Tuesday, April 26, 2005

The Interpreter

THE INTERPRETER (Sydney Pollack, 2005)

In THE INTERPRETER Nicole Kidman stars as Silvia Broome, a United Nations translator who accidentally overhears plans to assassinate the president of the war torn country Matobo. FBI agent Tobin Keller, played by Sean Penn, is assigned to the case, but he’s not sure whether he should focus on protecting Silvia from the bad guys or suspecting her of involvement with the plot. Questions abound about Silvia. Not only is she one of the few people at the U.N. who speaks the rare language of the conspirators, but also she has ties to opposing political figures in the fictional African country.

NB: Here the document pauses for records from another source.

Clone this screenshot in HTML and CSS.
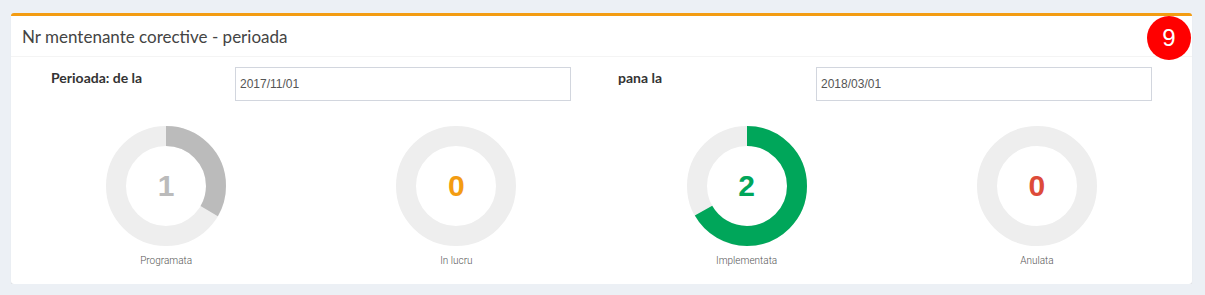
FILE: index.html
```html
<!DOCTYPE html>
<html lang="ro">
<head>
  <meta charset="UTF-8">
  <title>Nr mentenante corective</title>
  <link rel="stylesheet" href="styles.css">
</head>
<body>

<div class="box">
  <div class="box-header">
    <h3 class="box-title">Nr mentenante corective - perioada</h3>
    <span class="badge">9</span>
  </div>
  <div class="box-body">
    <div class="period-row">
      <label class="period-label from-label">Perioada: de la</label>
      <input type="text" class="input-field" value="2017/11/01">
      <label class="period-label to-label">pana la</label>
      <input type="text" class="input-field" value="2018/03/01">
    </div>

    <div class="knobs">
      <div class="knob">
        <div class="knob-ring">
          <svg width="120" height="120" viewBox="0 0 120 120">
            <circle cx="60" cy="60" r="50" class="track"/>
            <circle cx="60" cy="60" r="50" class="arc arc-gray" stroke-dasharray="104.72 314.16"/>
          </svg>
          <span class="knob-value gray">1</span>
        </div>
        <div class="knob-label">Programata</div>
      </div>
      <div class="knob">
        <div class="knob-ring">
          <svg width="120" height="120" viewBox="0 0 120 120">
            <circle cx="60" cy="60" r="50" class="track"/>
          </svg>
          <span class="knob-value orange">0</span>
        </div>
        <div class="knob-label">In lucru</div>
      </div>
      <div class="knob">
        <div class="knob-ring">
          <svg width="120" height="120" viewBox="0 0 120 120">
            <circle cx="60" cy="60" r="50" class="track"/>
            <circle cx="60" cy="60" r="50" class="arc arc-green" stroke-dasharray="209.44 314.16"/>
          </svg>
          <span class="knob-value green">2</span>
        </div>
        <div class="knob-label">Implementata</div>
      </div>
      <div class="knob">
        <div class="knob-ring">
          <svg width="120" height="120" viewBox="0 0 120 120">
            <circle cx="60" cy="60" r="50" class="track"/>
          </svg>
          <span class="knob-value red">0</span>
        </div>
        <div class="knob-label">Anulata</div>
      </div>
    </div>
  </div>
</div>

</body>
</html>
```

FILE: styles.css
```css
body {
  font-family: Lato, "Open Sans", sans-serif;
  background-color: #ecf0f5;
  margin: 0;
  padding: 13px 13px 0 11px;
  color: #333;
}
.box {
  position: relative;
  background-color: #fff;
  border-top: 3px solid #f39c12;
  border-radius: 3px;
  box-shadow: 0 1px 1px rgba(0, 0, 0, 0.1);
}
.box-header {
  height: 40px;
  border-bottom: 1px solid #f4f4f4;
  padding: 0 11px;
  display: flex;
  align-items: center;
}
.box-title {
  margin: 0;
  font-size: 17px;
  font-weight: normal;
  color: #444;
}
.badge {
  position: absolute;
  top: 0;
  right: 1px;
  width: 44px;
  height: 44px;
  border-radius: 50%;
  background-color: #f00;
  color: #fff;
  font-family: "Liberation Sans", Arial, sans-serif;
  font-size: 24px;
  display: flex;
  align-items: center;
  justify-content: center;
}
.box-body {
  padding: 10px 10px 18px;
}
.period-row {
  display: flex;
  align-items: flex-start;
  padding-left: 30px;
}
.period-label {
  font-weight: bold;
  font-size: 14px;
  color: #333;
  padding-top: 2px;
}
.from-label {
  width: 184px;
}
.to-label {
  width: 198px;
  margin-left: 47px;
}
.input-field {
  width: 336px;
  height: 34px;
  box-sizing: border-box;
  border: 1px solid #d2d6de;
  padding: 6px 4px;
  font-family: "Liberation Sans", Arial, sans-serif;
  font-size: 12px;
  color: #555;
  margin: 0;
}
.knobs {
  display: grid;
  grid-template-columns: repeat(4, 1fr);
  margin-top: 25px;
}
.knob {
  display: flex;
  flex-direction: column;
  align-items: center;
}
.knob-ring {
  position: relative;
  width: 120px;
  height: 120px;
}
.knob-ring svg {
  display: block;
}
.track {
  fill: none;
  stroke: #eee;
  stroke-width: 20;
}
.arc {
  fill: none;
  stroke-width: 20;
  transform: rotate(-90deg);
  transform-origin: 60px 60px;
}
.arc-gray {
  stroke: #bbb;
}
.arc-green {
  stroke: #00a65a;
}
.knob-value {
  position: absolute;
  top: 0;
  left: 0;
  right: 0;
  bottom: 0;
  display: flex;
  align-items: center;
  justify-content: center;
  font-family: "Liberation Sans", Arial, sans-serif;
  font-weight: bold;
  font-size: 30px;
}
.gray { color: #bbb; }
.orange { color: #f39c12; }
.green { color: #00a65a; }
.red { color: #dd4b39; }
.knob-label {
  margin-top: 9px;
  font-family: Roboto, "Liberation Sans", sans-serif;
  font-weight: 300;
  font-size: 10px;
  color: #555;
}
```
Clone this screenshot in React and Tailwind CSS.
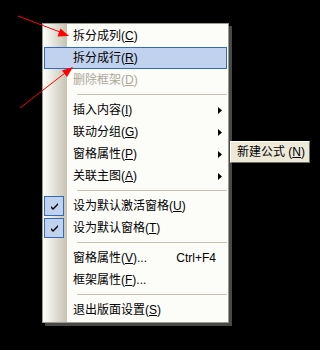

THE INTERPRETER is a solid political thriller told on a human level. Director Sydney Pollack keeps Silvia and Tobin at the film’s center. Rather than making THE INTERPRETER about the twists and turns, its focus is the people who don’t know how to read the situation in which they have found themselves. Kidman and Penn play off of each other well. Their performances are subdued and mostly closed off, which heightens the sense of mystery. Hints of a romance enter the equation but aren’t forced. As their relationship--professional or otherwise--deepens, uncertainty surfaces as to who’s playing whom or if that’s even the case all. The action setpieces, including a well-cut sequence on a bus, are spare but effective.